PROBLEM REQUIREMENTS ->
Drop every picture, then transcribe the remaining data exactly.

* BEGIN SOURCE MATERIAL *

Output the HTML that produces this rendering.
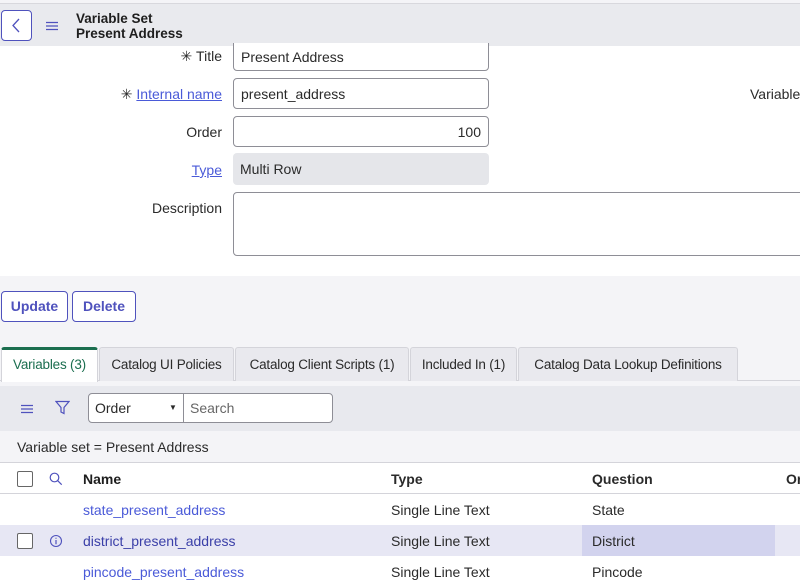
<!DOCTYPE html>
<html><head><style>
*{box-sizing:border-box;margin:0;padding:0}
body{width:800px;height:588px;overflow:hidden;font-family:"Liberation Sans",sans-serif;font-size:14px;color:#2a2a2a;background:#f4f4f7;position:relative}
.a{position:absolute}
.hdr{left:0;top:3px;width:800px;height:43px;background:#e9eaee;border-top:1px solid #d8d8dd}
.back{left:1px;top:10px;width:31px;height:31px;border:1px solid #4f52bd;border-radius:4px;background:#fff}
.form{left:0;top:46px;width:800px;height:230px;background:#fff}
.lbl{width:222px;text-align:right;left:0;font-size:14px}
.lnk{color:#4a5ad8;text-decoration:underline}
.inp{left:233px;width:256px;border:1px solid #8e8e96;border-radius:4px;background:#fff;padding:0 7px;display:flex;align-items:center}
.btn{top:291px;height:31px;border:1px solid #4f52bd;border-radius:4px;background:#fff;color:#4f52bd;font-weight:bold;text-align:center;line-height:29px}
.tab{top:347px;height:34px;background:#e9e9ee;border:1px solid #d4d4da;border-bottom:none;border-radius:3px 3px 0 0;line-height:33px;text-align:center;white-space:nowrap;font-size:13.5px;letter-spacing:-0.2px}
.cb{width:16px;height:16px;border:1px solid #666;border-radius:2px;background:#fff;left:17px}
.row{left:0;width:800px;height:31px;line-height:32px}
.row span{position:absolute}
.n{left:83px;color:#4a5ad8}
.t{left:391px}.q{left:592px}
</style></head><body>
<div class="a hdr"></div>
<div class="a back"><svg width="29" height="29" viewBox="0 0 29 29"><path d="M17 8l-6 6.5 6 6.5" fill="none" stroke="#4f52bd" stroke-width="1.3"/></svg></div>
<svg class="a" style="left:46px;top:21px" width="12" height="10"><path d="M0 1.5h12M0 5h12M0 8.5h12" stroke="#4f52bd" stroke-width="1.3"/></svg>
<div class="a" style="left:76px;top:11px;font-weight:bold;font-size:13.5px;line-height:15px;color:#1e1e1e">Variable Set<br>Present Address</div>
<div class="a form"></div>
<div class="a inp" style="top:42px;height:29px;border-radius:0 0 4px 4px">Present Address</div>
<div class="a hdr" style="height:39px;border:none;top:4px"></div>
<div class="a back"><svg width="29" height="29" viewBox="0 0 29 29"><path d="M17 8l-6 6.5 6 6.5" fill="none" stroke="#4f52bd" stroke-width="1.3"/></svg></div>
<svg class="a" style="left:46px;top:21px" width="12" height="10"><path d="M0 1.5h12M0 5h12M0 8.5h12" stroke="#4f52bd" stroke-width="1.3"/></svg>
<div class="a" style="left:76px;top:11px;font-weight:bold;font-size:13.5px;line-height:15px;color:#1e1e1e">Variable Set<br>Present Address</div>
<div class="a lbl" style="top:48px">✳&nbsp;Title</div>
<div class="a inp" style="top:78px;height:31px">present_address</div>
<div class="a lbl" style="top:86px">✳&nbsp;<span class="lnk">Internal name</span></div>
<div class="a" style="left:750px;top:86px">Variable</div>
<div class="a inp" style="top:116px;height:31px;justify-content:flex-end">100</div>
<div class="a lbl" style="top:124px">Order</div>
<div class="a inp" style="top:153px;height:32px;background:#e5e6ea;border:none">Multi Row</div>
<div class="a lbl" style="top:162px"><span class="lnk">Type</span></div>
<div class="a inp" style="top:192px;height:64px;width:580px"></div>
<div class="a lbl" style="top:200px">Description</div>
<div class="a btn" style="left:1px;width:67px">Update</div>
<div class="a btn" style="left:72px;width:64px">Delete</div>
<div class="a" style="left:0;top:380px;width:800px;height:1px;background:#d4d4da"></div>
<div class="a tab" style="left:1px;width:97px;background:#fff;border-top:3px solid #1b6e4f;color:#1b6e4f;line-height:29px;height:35px">Variables (3)</div>
<div class="a tab" style="left:99px;width:135px">Catalog UI Policies</div>
<div class="a tab" style="left:235px;width:174px">Catalog Client Scripts (1)</div>
<div class="a tab" style="left:410px;width:107px">Included In (1)</div>
<div class="a tab" style="left:518px;width:220px">Catalog Data Lookup Definitions</div>
<div class="a" style="left:0;top:386px;width:800px;height:45px;background:#e8e9ee"></div>
<svg class="a" style="left:21px;top:404px" width="12" height="10"><path d="M0 1.5h12M0 5h12M0 8.5h12" stroke="#4f52bd" stroke-width="1.3"/></svg>
<svg class="a" style="left:55px;top:400px" width="15" height="15"><path d="M1 1.5h13l-5 6v6l-3-1.5v-4.5z" fill="none" stroke="#4f52bd" stroke-width="1.2"/></svg>
<div class="a" style="left:88px;top:393px;width:96px;height:30px;border:1px solid #8e8e96;border-radius:4px 0 0 4px;background:#fff;padding-left:6px;line-height:28px">Order<span style="position:absolute;left:80px;top:0;font-size:8px">▼</span></div>
<div class="a" style="left:183px;top:393px;width:150px;height:30px;border:1px solid #8e8e96;border-radius:0 4px 4px 0;background:#fff;padding-left:6px;line-height:28px;color:#666">Search</div>
<div class="a" style="left:17px;top:439px">Variable set = Present Address</div>
<div class="a" style="left:0;top:462px;width:800px;height:126px;background:#fff;border-top:1px solid #d4d4da"></div>
<div class="a row" style="top:463px;border-bottom:1px solid #d4d4da;font-weight:bold"><span class="n" style="color:#1e1e1e">Name</span><span class="t">Type</span><span class="q">Question</span><span style="left:786px">Or</span></div>
<div class="a cb" style="top:471px"></div>
<svg class="a" style="left:49px;top:472px" width="14" height="14"><circle cx="5.5" cy="5.5" r="4.3" fill="none" stroke="#4f52bd" stroke-width="1.2"/><path d="M8.7 8.7l4 4" stroke="#4f52bd" stroke-width="1.2"/></svg>
<div class="a row" style="top:494px"><span class="n">state_present_address</span><span class="t">Single Line Text</span><span class="q">State</span></div>
<div class="a row" style="top:525px;background:#e7e7f4"><span style="left:582px;width:193px;height:31px;background:#d2d3ee"></span><span class="n" style="color:#3a3fa8">district_present_address</span><span class="t">Single Line Text</span><span class="q">District</span></div>
<div class="a cb" style="top:533px"></div>
<svg class="a" style="left:49px;top:534px" width="14" height="14"><circle cx="7" cy="7" r="5.5" fill="none" stroke="#4f52bd" stroke-width="1.1"/><path d="M7 6v4.2M7 3.8v1" stroke="#4f52bd" stroke-width="1.2"/></svg>
<div class="a row" style="top:556px"><span class="n">pincode_present_address</span><span class="t">Single Line Text</span><span class="q">Pincode</span></div>
</body></html>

* END SOURCE MATERIAL *

FINISHED TASK ->
Output the HTML that produces this rendering.
<!DOCTYPE html>
<html><head><style>
*{box-sizing:border-box;margin:0;padding:0}
body{width:800px;height:588px;overflow:hidden;font-family:"Liberation Sans",sans-serif;font-size:14px;color:#2a2a2a;background:#f4f4f7;position:relative}
.a{position:absolute}
.hdr{left:0;top:3px;width:800px;height:43px;background:#e9eaee;border-top:1px solid #d8d8dd}
.back{left:1px;top:10px;width:31px;height:31px;border:1px solid #4f52bd;border-radius:4px;background:#fff}
.form{left:0;top:46px;width:800px;height:230px;background:#fff}
.lbl{width:222px;text-align:right;left:0;font-size:14px}
.lnk{color:#4a5ad8;text-decoration:underline}
.inp{left:233px;width:256px;border:1px solid #8e8e96;border-radius:4px;background:#fff;padding:0 7px;display:flex;align-items:center}
.btn{top:291px;height:31px;border:1px solid #4f52bd;border-radius:4px;background:#fff;color:#4f52bd;font-weight:bold;text-align:center;line-height:29px}
.tab{top:347px;height:34px;background:#e9e9ee;border:1px solid #d4d4da;border-bottom:none;border-radius:3px 3px 0 0;line-height:33px;text-align:center;white-space:nowrap;font-size:13.5px;letter-spacing:-0.2px}
.cb{width:16px;height:16px;border:1px solid #666;border-radius:2px;background:#fff;left:17px}
.row{left:0;width:800px;height:31px;line-height:32px}
.row span{position:absolute}
.n{left:83px;color:#4a5ad8}
.t{left:391px}.q{left:592px}
</style></head><body>
<div class="a hdr"></div>
<div class="a back"><svg width="29" height="29" viewBox="0 0 29 29"><path d="M17 8l-6 6.5 6 6.5" fill="none" stroke="#4f52bd" stroke-width="1.3"/></svg></div>
<svg class="a" style="left:46px;top:21px" width="12" height="10"><path d="M0 1.5h12M0 5h12M0 8.5h12" stroke="#4f52bd" stroke-width="1.3"/></svg>
<div class="a" style="left:76px;top:11px;font-weight:bold;font-size:13.5px;line-height:15px;color:#1e1e1e">Variable Set<br>Present Address</div>
<div class="a form"></div>
<div class="a inp" style="top:42px;height:29px;border-radius:0 0 4px 4px">Present Address</div>
<div class="a hdr" style="height:39px;border:none;top:4px"></div>
<div class="a back"><svg width="29" height="29" viewBox="0 0 29 29"><path d="M17 8l-6 6.5 6 6.5" fill="none" stroke="#4f52bd" stroke-width="1.3"/></svg></div>
<svg class="a" style="left:46px;top:21px" width="12" height="10"><path d="M0 1.5h12M0 5h12M0 8.5h12" stroke="#4f52bd" stroke-width="1.3"/></svg>
<div class="a" style="left:76px;top:11px;font-weight:bold;font-size:13.5px;line-height:15px;color:#1e1e1e">Variable Set<br>Present Address</div>
<div class="a lbl" style="top:48px">✳&nbsp;Title</div>
<div class="a inp" style="top:78px;height:31px">present_address</div>
<div class="a lbl" style="top:86px">✳&nbsp;<span class="lnk">Internal name</span></div>
<div class="a" style="left:750px;top:86px">Variable</div>
<div class="a inp" style="top:116px;height:31px;justify-content:flex-end">100</div>
<div class="a lbl" style="top:124px">Order</div>
<div class="a inp" style="top:153px;height:32px;background:#e5e6ea;border:none">Multi Row</div>
<div class="a lbl" style="top:162px"><span class="lnk">Type</span></div>
<div class="a inp" style="top:192px;height:64px;width:580px"></div>
<div class="a lbl" style="top:200px">Description</div>
<div class="a btn" style="left:1px;width:67px">Update</div>
<div class="a btn" style="left:72px;width:64px">Delete</div>
<div class="a" style="left:0;top:380px;width:800px;height:1px;background:#d4d4da"></div>
<div class="a tab" style="left:1px;width:97px;background:#fff;border-top:3px solid #1b6e4f;color:#1b6e4f;line-height:29px;height:35px">Variables (3)</div>
<div class="a tab" style="left:99px;width:135px">Catalog UI Policies</div>
<div class="a tab" style="left:235px;width:174px">Catalog Client Scripts (1)</div>
<div class="a tab" style="left:410px;width:107px">Included In (1)</div>
<div class="a tab" style="left:518px;width:220px">Catalog Data Lookup Definitions</div>
<div class="a" style="left:0;top:386px;width:800px;height:45px;background:#e8e9ee"></div>
<svg class="a" style="left:21px;top:404px" width="12" height="10"><path d="M0 1.5h12M0 5h12M0 8.5h12" stroke="#4f52bd" stroke-width="1.3"/></svg>
<svg class="a" style="left:55px;top:400px" width="15" height="15"><path d="M1 1.5h13l-5 6v6l-3-1.5v-4.5z" fill="none" stroke="#4f52bd" stroke-width="1.2"/></svg>
<div class="a" style="left:88px;top:393px;width:96px;height:30px;border:1px solid #8e8e96;border-radius:4px 0 0 4px;background:#fff;padding-left:6px;line-height:28px">Order<span style="position:absolute;left:80px;top:0;font-size:8px">▼</span></div>
<div class="a" style="left:183px;top:393px;width:150px;height:30px;border:1px solid #8e8e96;border-radius:0 4px 4px 0;background:#fff;padding-left:6px;line-height:28px;color:#666">Search</div>
<div class="a" style="left:17px;top:439px">Variable set = Present Address</div>
<div class="a" style="left:0;top:462px;width:800px;height:126px;background:#fff;border-top:1px solid #d4d4da"></div>
<div class="a row" style="top:463px;border-bottom:1px solid #d4d4da;font-weight:bold"><span class="n" style="color:#1e1e1e">Name</span><span class="t">Type</span><span class="q">Question</span><span style="left:786px">Or</span></div>
<div class="a cb" style="top:471px"></div>
<svg class="a" style="left:49px;top:472px" width="14" height="14"><circle cx="5.5" cy="5.5" r="4.3" fill="none" stroke="#4f52bd" stroke-width="1.2"/><path d="M8.7 8.7l4 4" stroke="#4f52bd" stroke-width="1.2"/></svg>
<div class="a row" style="top:494px"><span class="n">state_present_address</span><span class="t">Single Line Text</span><span class="q">State</span></div>
<div class="a row" style="top:525px;background:#e7e7f4"><span style="left:582px;width:193px;height:31px;background:#d2d3ee"></span><span class="n" style="color:#3a3fa8">district_present_address</span><span class="t">Single Line Text</span><span class="q">District</span></div>
<div class="a cb" style="top:533px"></div>
<svg class="a" style="left:49px;top:534px" width="14" height="14"><circle cx="7" cy="7" r="5.5" fill="none" stroke="#4f52bd" stroke-width="1.1"/><path d="M7 6v4.2M7 3.8v1" stroke="#4f52bd" stroke-width="1.2"/></svg>
<div class="a row" style="top:556px"><span class="n">pincode_present_address</span><span class="t">Single Line Text</span><span class="q">Pincode</span></div>
</body></html>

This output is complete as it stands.